What is usually a theoretical question has been a reality in Starkville over the past two weeks. Tuesday, the Starkville Board of Aldermen approved a parade permit for a March 24 parade by Starkville Pride, an LGBT group. That decision rescinded a Feb. 20 vote to deny the permit. 


One vote -- or rather the lack of a vote -- turned out to be the deciding factor. Aldermen Ben Carver, Roy Perkins, Henry Vaughn and David Little voted against the permit on Feb. 20 in a 4-3 decision while Patrick Miller, Sandra Sistrunk and Jason Walker voted to approve the permit. 


Tuesday, six voted as they did previously. 


Little, however, abstained, leaving a 3-3 tie which mayor Lynn Spruill broke in support of approving the permit. 


If the test before the aldermen was whether they would uphold the oath they swore upon taking office, it is clear that Carver, Perkins and Vaughn, by their votes, failed to meet that standard. Again.
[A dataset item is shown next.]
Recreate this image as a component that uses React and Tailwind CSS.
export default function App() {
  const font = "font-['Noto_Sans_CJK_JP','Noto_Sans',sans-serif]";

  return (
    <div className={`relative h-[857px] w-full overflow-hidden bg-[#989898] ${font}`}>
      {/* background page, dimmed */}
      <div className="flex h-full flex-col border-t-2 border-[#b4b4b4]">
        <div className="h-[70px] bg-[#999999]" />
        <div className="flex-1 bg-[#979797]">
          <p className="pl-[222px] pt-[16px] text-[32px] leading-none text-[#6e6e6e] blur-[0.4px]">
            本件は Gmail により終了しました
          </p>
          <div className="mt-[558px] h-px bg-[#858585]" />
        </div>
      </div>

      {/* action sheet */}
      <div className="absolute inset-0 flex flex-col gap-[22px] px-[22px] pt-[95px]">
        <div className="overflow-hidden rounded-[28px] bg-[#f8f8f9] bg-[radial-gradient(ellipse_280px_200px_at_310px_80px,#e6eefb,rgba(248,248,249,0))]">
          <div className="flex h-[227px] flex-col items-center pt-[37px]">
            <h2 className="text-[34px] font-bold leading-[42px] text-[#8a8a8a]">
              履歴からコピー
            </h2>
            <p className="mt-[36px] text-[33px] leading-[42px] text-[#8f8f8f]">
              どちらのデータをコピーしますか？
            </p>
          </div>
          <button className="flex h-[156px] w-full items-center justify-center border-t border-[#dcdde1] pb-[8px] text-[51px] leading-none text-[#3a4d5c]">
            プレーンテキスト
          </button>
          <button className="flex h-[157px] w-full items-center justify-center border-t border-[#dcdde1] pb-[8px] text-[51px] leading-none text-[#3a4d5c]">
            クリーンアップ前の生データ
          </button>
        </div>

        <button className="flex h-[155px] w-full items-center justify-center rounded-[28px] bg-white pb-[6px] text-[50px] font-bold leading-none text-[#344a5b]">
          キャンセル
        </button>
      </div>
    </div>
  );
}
The First and 14th Amendments, which guarantee citizens the right to peaceably assemble and equal protection under the law, make it clear the vote to deny the parade permit with providing a compelling government interest to support the decision, is a violation of the Constitution. 


Little's decision to abstain was the one option available that would have allowed the aldermen to avoid breaking their oath. 
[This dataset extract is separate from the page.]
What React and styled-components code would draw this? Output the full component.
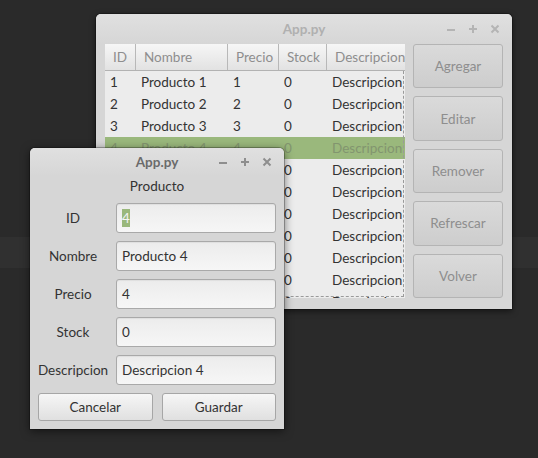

While we expect our elected officials to follow the law -- we are nation of laws, not of men -- we also understand that some votes may strike at the heart of deeply held moral beliefs. 


Officials often abstain from voting on issues, most often because their vote might constitute a conflict of interest. As citizens, we often abstain, too. We don't go certain places or do certain things, not because it is illegal, but because it conflicts with our beliefs. We may attend the March 24 parade or abstain from attending, for example. 


For most elected officials, abstaining on principle is something they rarely feel they need to do. Few matters put before them are questions of whether to follow the law or defy it. 


While we have no praise for those who vote to abstain solely to avoid making a difficult or unpopular decision, we do believe there are instances where an official, forced to choose between the law and conscience, chooses to abstain. In those cases, it is the best available option. 


At some point between Feb. 20 and Tuesday evening, Little recognized this. 


Regrettably, Carver, Perkins and Vaughn did not.